In times of turbulence I think of Mr. Market as a hypochondriac manic depressive of his meds. When things go bad they almost always go worse than bad for a fe hours of days before calmer heads step in and recognize the likely good buying opportunity.

i jumped to add more MG at 78 after 6 russia plants idled. 

I bought into SHOP recently at 1100. That one might take quite while to see if I am right.


----------



## Saintor (May 18, 2019)

Ponderling said:


> i jumped to add more MG at 78 after 6 russia plants idled.


What would be the connection? MG= Magna, right?


----------



## TomB16 (Jun 8, 2014)

Saintor said:


> "At a fair price" is the problem IMO. Most "wonderful companies" appear to be over-evaluated, thanks to speculation and I wouldn't be surprised if they would agree.


They absolutely do agree with your assessment. They have said it is extremely difficult to find good value in the current market.




Saintor said:


> I must be missing something. BTW, I watched a lot their videos. Munger is quite a character.


Munger has all the tact of a Trump supporter at a town hall meeting.


----------



## TomB16 (Jun 8, 2014)

It's real hard to come to the market with a bunch of money, right now. For an index investor, the right thing to do is put the money in, at the earliest moment. For a value investor, it is substantially more difficult.

We added a bit to a couple of positions in the last 10 days. Occasionally, a long term limit order will fill.

We are newly retired and cash heavy. We still have 6 years of cash sitting around. My goal is to have three years. The six year number is going up far faster than we spend it. At least, for now. Plus, we have more R-E to sell this year. We are going to be awash in cash, by the end of the year. Something will have to be done with that money to prevent inflationary erosion.

It's easier to bolster existing positions than it is to start from scratch. We could take a pretty wild hit on most of our positions and still exclusively see green in our brokerage interface. That makes it easy to be pragmatic.

Values exist, even now. They are just more difficult to find.

If you find something you like, you could always post a limit buy order at your value number and just leave it open for a couple of months. In times like these, anything could happen.


----------



## Ponderling (Mar 1, 2013)

Saintor said:


> What would be the connection? MG= Magna, right?


yep.


----------



## james4beach (Nov 15, 2012)

TomB16 said:


> The entire foundation of value investing is to find cases where the market is wrong.


And what's interesting, if you look at the research into value investing, is that the "value premium" (extra returns found through beaten down stocks) is highly unreliable.

There are periods as long as 30 or 40 years with no benefit seen from investing in value stocks. This has been pretty well established by the big shots in this field such as Paul Merriman based on the research by the famous Fama & French.

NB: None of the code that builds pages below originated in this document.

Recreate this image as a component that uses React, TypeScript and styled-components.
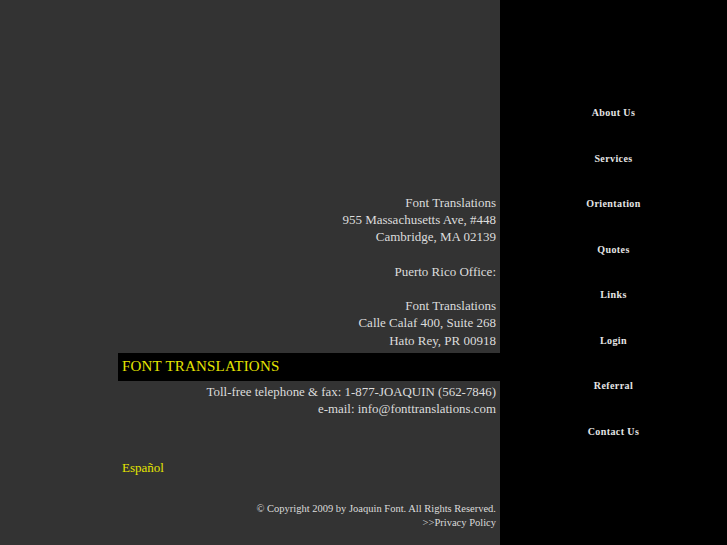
import React from "react";
import styled, { createGlobalStyle } from "styled-components";

const GlobalStyle = createGlobalStyle`
  html, body {
    margin: 0;
    padding: 0;
    height: 100%;
    background: #000;
  }
  #root {
    height: 100%;
  }
`;

const Page = styled.div`
  display: flex;
  height: 545px;
  font-family: "Liberation Serif", "Times New Roman", serif;
`;

const Main = styled.main`
  width: 500px;
  background-color: #333333;
  display: flex;
  flex-direction: column;
  padding: 194px 4px 0 118px;
  box-sizing: border-box;
`;

const Side = styled.nav`
  flex: 1;
  background-color: #000;
  display: flex;
  flex-direction: column;
  align-items: center;
  padding: 106px 0 0 0;
  box-sizing: border-box;
`;

const MenuItem = styled.a`
  display: block;
  height: 45.5px;
  color: #e6e6e6;
  font-size: 10px;
  font-weight: 700;
  letter-spacing: 0.4px;
  text-decoration: none;
  line-height: 14px;
`;

const Address = styled.div`
  display: flex;
  flex-direction: column;
  align-items: flex-end;
  color: #dcdcdc;
  font-size: 13px;
  line-height: 17.2px;
`;

const Line = styled.div<{ gapBefore?: boolean }>`
  margin-top: ${(props) => (props.gapBefore ? "17.2px" : "0")};
`;

const Banner = styled.div`
  background-color: #000;
  height: 28px;
  margin: 4px -4px 0 0;
  display: flex;
  align-items: center;
  padding-left: 4px;
  color: #e5e500;
  font-size: 15px;
  letter-spacing: 0.2px;
`;

const Contact = styled(Address)`
  margin-top: 3px;
  font-size: 12.9px;
`;

const Lang = styled.a`
  color: #e5e500;
  font-size: 13px;
  margin: 42px 0 0 4px;
  text-decoration: none;
`;

const Footer = styled.div`
  display: flex;
  flex-direction: column;
  align-items: flex-end;
  color: #dcdcdc;
  font-size: 10.5px;
  line-height: 13.5px;
  margin-top: 26px;
`;

const menu = [
  "About Us",
  "Services",
  "Orientation",
  "Quotes",
  "Links",
  "Login",
  "Referral",
  "Contact Us",
];

export default function App() {
  return (
    <>
      <GlobalStyle />
      <Page>
        <Main>
          <Address>
            <Line>Font Translations</Line>
            <Line>955 Massachusetts Ave, #448</Line>
            <Line>Cambridge, MA 02139</Line>
            <Line gapBefore>Puerto Rico Office:</Line>
            <Line gapBefore>Font Translations</Line>
            <Line>Calle Calaf 400, Suite 268</Line>
            <Line>Hato Rey, PR 00918</Line>
          </Address>
          <Banner>FONT TRANSLATIONS</Banner>
          <Contact>
            <Line>Toll-free telephone &amp; fax: 1-877-JOAQUIN (562-7846)</Line>
            <Line>e-mail: info@fonttranslations.com</Line>
          </Contact>
          <Lang href="#">Español</Lang>
          <Footer>
            <div>© Copyright 2009 by Joaquin Font. All Rights Reserved.</div>
            <div>&gt;&gt;Privacy Policy</div>
          </Footer>
        </Main>
        <Side>
          {menu.map((m) => (
            <MenuItem key={m} href="#">
              {m}
            </MenuItem>
          ))}
        </Side>
      </Page>
    </>
  );
}
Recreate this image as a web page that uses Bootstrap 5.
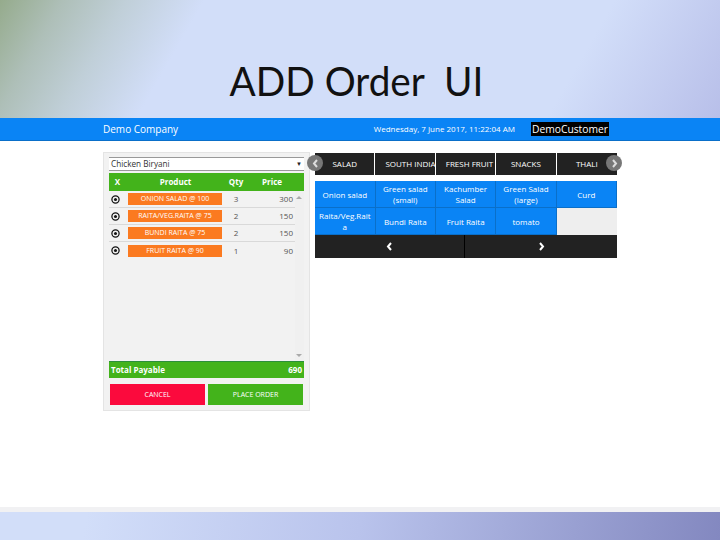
<!DOCTYPE html>
<html lang="en">
<head>
<meta charset="utf-8">
<title>ADD Order UI</title>
<link href="https://cdn.jsdelivr.net/npm/bootstrap@5.3.0/dist/css/bootstrap.min.css" rel="stylesheet">
<style>
html,body{margin:0;height:540px;overflow:hidden}
body{font-family:"Open Sans",sans-serif;background:#fff;color:#333}
.slide{height:540px;display:flex;flex-direction:column}
.head-zone{height:118px;display:flex;align-items:flex-end;justify-content:center;background:linear-gradient(120deg,#95ab8c 0%,#aebfb8 8%,#c0cfd8 16%,#d2def9 26%,#d2def9 78%,#b8bfe9 100%)}
.slide-title{font-family:Lato,sans-serif;font-size:41px;line-height:1;color:#111;margin:0 0 17px;white-space:pre;font-weight:400;padding-right:7px;transform:scaleX(.945)}
.app-bar{height:23px;background:#0a84f5;color:#fff;padding:0 111px 0 103px;border-bottom:1px solid #0a6fc9}
.brand-name{font-size:10px}
.clock{font-size:8px;margin-right:16px}
.cust{font-size:10.3px;background:#000;color:#fff;line-height:14px;padding:0 1px}
.work{flex:1;padding:11px 0 0 103px;gap:5px;align-items:flex-start}
.order-pane{width:207px;height:259px;background:#f2f2f2;border:1px solid #e4e4e4;padding:4px 5px 5px;display:flex;flex-direction:column}
.pick{height:14px;background:#fff;border-top:1px solid #999;border-bottom:1px solid #999;font-size:8.2px;padding:0 2px;color:#333;line-height:12px}
.pick i{font-style:normal;font-size:6px;color:#222}
.grid-order{display:grid;grid-template-columns:17px 102px 16px 1fr;align-items:center}
.col-hd{margin-top:2px;height:18px;background:#43b31b;color:#fff;font-size:8px;font-weight:700;line-height:18px;text-align:center}
.col-hd span:nth-child(2){padding-right:3px}
.col-hd span:nth-child(4){padding-right:4px}
.line-wrap{flex:1;position:relative;padding-right:9px}
.line-wrap::before{content:"";position:absolute;right:0;top:0;bottom:0;width:9px;background:#f0f0f0}
.sc-up,.sc-dn{position:absolute;right:2px;width:0;height:0;border-left:3px solid transparent;border-right:3px solid transparent}
.sc-up{top:5px;border-bottom:3px solid #aaa}
.sc-dn{bottom:4px;border-top:3px solid #aaa}
.item-line{height:17px;border-bottom:1px solid #d9d9d9;font-size:8px;color:#555;text-align:center}
.item-line:last-child{border-bottom:0}
.rm{display:block;width:9px;height:9px;margin-left:2px}
.tag{display:block;width:94px;height:12px;margin-left:2px;background:#fb7a20;color:#fff;font-size:7px;line-height:12px;white-space:nowrap;overflow:hidden}
.pr{text-align:right;padding-right:2px}
.total-bar{height:17px;background:#43b31b;border-top:1px solid #2c8f3a;color:#fff;font-size:8px;font-weight:700;padding:0 2px;line-height:16px}
.act{margin-top:6px;gap:3px;padding:0 1px}
.act .btn{flex:1;height:21px;padding:0;border:0;border-radius:0;font-size:7px;line-height:21px;color:#fff}
.btn-stop{background:#fb0a3d}
.btn-go{background:#43b31b}
.menu-pane{width:302px;position:relative;padding-top:1px}
.tab-strip{display:grid;grid-template-columns:repeat(5,1fr);height:22px}
.tab-cell{background:#222;color:#fff;font-size:8px;line-height:22px;padding:0 10px;text-align:center;white-space:nowrap;overflow:hidden;border-right:1px solid #fff}
.tab-cell:last-child{border-right:0}
.round-nav{position:absolute;top:3px;width:16px;height:16px;border-radius:50%;background:#777;color:#ccc;display:flex;align-items:center;justify-content:center}
.nav-l{left:-8px}
.nav-r{right:-5px}
.dish-grid{margin-top:6px;display:grid;grid-template-columns:repeat(5,1fr);grid-template-rows:repeat(2,27px);background:#eee}
.dish{background:#0a84f5;color:#fff;font-size:8px;line-height:11px;text-align:center;display:flex;align-items:center;justify-content:center;border-right:1px solid #0a6fc9;border-bottom:1px solid #0a6fc9;padding:0 4px}
.pager{height:23px;background:#222;display:grid;grid-template-columns:150px 1fr}
.pager div{display:flex;align-items:center;justify-content:center}
.pager div:first-child{border-right:1px solid #000}
.foot-line{height:5px;background:#f1f1f3;margin-top:auto}
.foot-band{height:28px;background:linear-gradient(100deg,#d2def9 0%,#d2def9 12%,#b9c3ec 50%,#8388c0 100%)}
</style>
</head>
<body>
<div class="slide">
  <div class="head-zone"><h1 class="slide-title">ADD Order  UI</h1></div>
  <div class="app-bar d-flex align-items-center">
    <span class="brand-name">Demo Company</span>
    <span class="clock ms-auto">Wednesday, 7 June 2017, 11:22:04 AM</span>
    <span class="cust">DemoCustomer</span>
  </div>
  <div class="work d-flex">
    <div class="order-pane">
      <div class="pick d-flex justify-content-between"><span>Chicken Biryani</span><i>▼</i></div>
      <div class="col-hd grid-order"><span>X</span><span>Product</span><span>Qty</span><span>Price</span></div>
      <div class="line-wrap">
        <span class="sc-up"></span><span class="sc-dn"></span>
        <div class="item-line grid-order"><svg class="rm" viewBox="0 0 10 10"><circle cx="5" cy="5" r="4" fill="none" stroke="#111" stroke-width="1.4"/><circle cx="5" cy="5" r="1.7" fill="#111"/></svg><span class="tag">ONION SALAD @ 100</span><span>3</span><span class="pr">300</span></div>
        <div class="item-line grid-order"><svg class="rm" viewBox="0 0 10 10"><circle cx="5" cy="5" r="4" fill="none" stroke="#111" stroke-width="1.4"/><circle cx="5" cy="5" r="1.7" fill="#111"/></svg><span class="tag">RAITA/VEG.RAITA @ 75</span><span>2</span><span class="pr">150</span></div>
        <div class="item-line grid-order"><svg class="rm" viewBox="0 0 10 10"><circle cx="5" cy="5" r="4" fill="none" stroke="#111" stroke-width="1.4"/><circle cx="5" cy="5" r="1.7" fill="#111"/></svg><span class="tag">BUNDI RAITA @ 75</span><span>2</span><span class="pr">150</span></div>
        <div class="item-line grid-order"><svg class="rm" viewBox="0 0 10 10"><circle cx="5" cy="5" r="4" fill="none" stroke="#111" stroke-width="1.4"/><circle cx="5" cy="5" r="1.7" fill="#111"/></svg><span class="tag">FRUIT RAITA @ 90</span><span>1</span><span class="pr">90</span></div>
      </div>
      <div class="total-bar d-flex justify-content-between"><span>Total Payable</span><span>690</span></div>
      <div class="act d-flex">
        <button class="btn btn-stop" type="button">CANCEL</button>
        <button class="btn btn-go" type="button">PLACE ORDER</button>
      </div>
    </div>
    <div class="menu-pane">
      <div class="tab-strip">
        <div class="tab-cell">SALAD</div><div class="tab-cell">SOUTH INDIA</div><div class="tab-cell">FRESH FRUIT</div><div class="tab-cell">SNACKS</div><div class="tab-cell">THALI</div>
      </div>
      <span class="round-nav nav-l"><svg width="7" height="9" viewBox="0 0 7 9"><path d="M5 1 2 4.5 5 8" fill="none" stroke="#ddd" stroke-width="2"/></svg></span>
      <span class="round-nav nav-r"><svg width="7" height="9" viewBox="0 0 7 9"><path d="M2 1 5 4.5 2 8" fill="none" stroke="#ddd" stroke-width="2"/></svg></span>
      <div class="dish-grid">
        <div class="dish">Onion salad</div><div class="dish">Green salad (small)</div><div class="dish">Kachumber Salad</div><div class="dish">Green Salad (large)</div><div class="dish">Curd</div>
        <div class="dish">Raita/Veg.Rait<br>a</div><div class="dish">Bundi Raita</div><div class="dish">Fruit Raita</div><div class="dish">tomato</div>
      </div>
      <div class="pager">
        <div><svg width="7" height="9" viewBox="0 0 7 9"><path d="M5 1 2 4.5 5 8" fill="none" stroke="#fff" stroke-width="2"/></svg></div>
        <div><svg width="7" height="9" viewBox="0 0 7 9"><path d="M2 1 5 4.5 2 8" fill="none" stroke="#fff" stroke-width="2"/></svg></div>
      </div>
    </div>
  </div>
  <div class="foot-line"></div>
  <div class="foot-band"></div>
</div>
<script src="https://cdn.jsdelivr.net/npm/bootstrap@5.3.0/dist/js/bootstrap.bundle.min.js"></script>
</body>
</html>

So whether it's worth trying to invest in "value" is an open question. Maybe if your time horizon is 50 years, yeah sure.

But let's say we're talking about the next 20 years. You could either invest in an index, or in value stocks. You can flip a coin as far as which method will come out ahead.


----------



## hboy54 (Sep 16, 2016)

I do fine with value stocks, but actual stocks, not a value stock index fund. Over the years, I have purchased TECK under $5, HCG unde $7, MX around $8, Norbord (bought out) under $10, all the BTE I purchased in and around 2020 at average $0.43, hell even the small amount of BMO I own from 2020 has a cost of around $62. I could give other examples.

To people paying attention and sufficiently brave, value situations show up with great regularity. The problem is mostly with "sufficiently brave". The average brain doesn't process risk in a way that allows them to grab these opportunities.


----------



## MrMatt (Dec 21, 2011)

james4beach said:


> And what's interesting, if you look at the research into value investing, is that the "value premium" (extra returns found through beaten down stocks) is highly unreliable.
> 
> There are periods as long as 30 or 40 years with no benefit seen from investing in value stocks. This has been pretty well established by the big shots in this field such as Paul Merriman based on the research by the famous Fama & French.
> 
> ...


The market can be wrong to a HUGE degree for a LONG time.

If you're able to exploit that repeatedly, good for you, but it's very unlikely.

While there are obvious market errors (Gamestop), they are, at the portfolio level, insigificant.


----------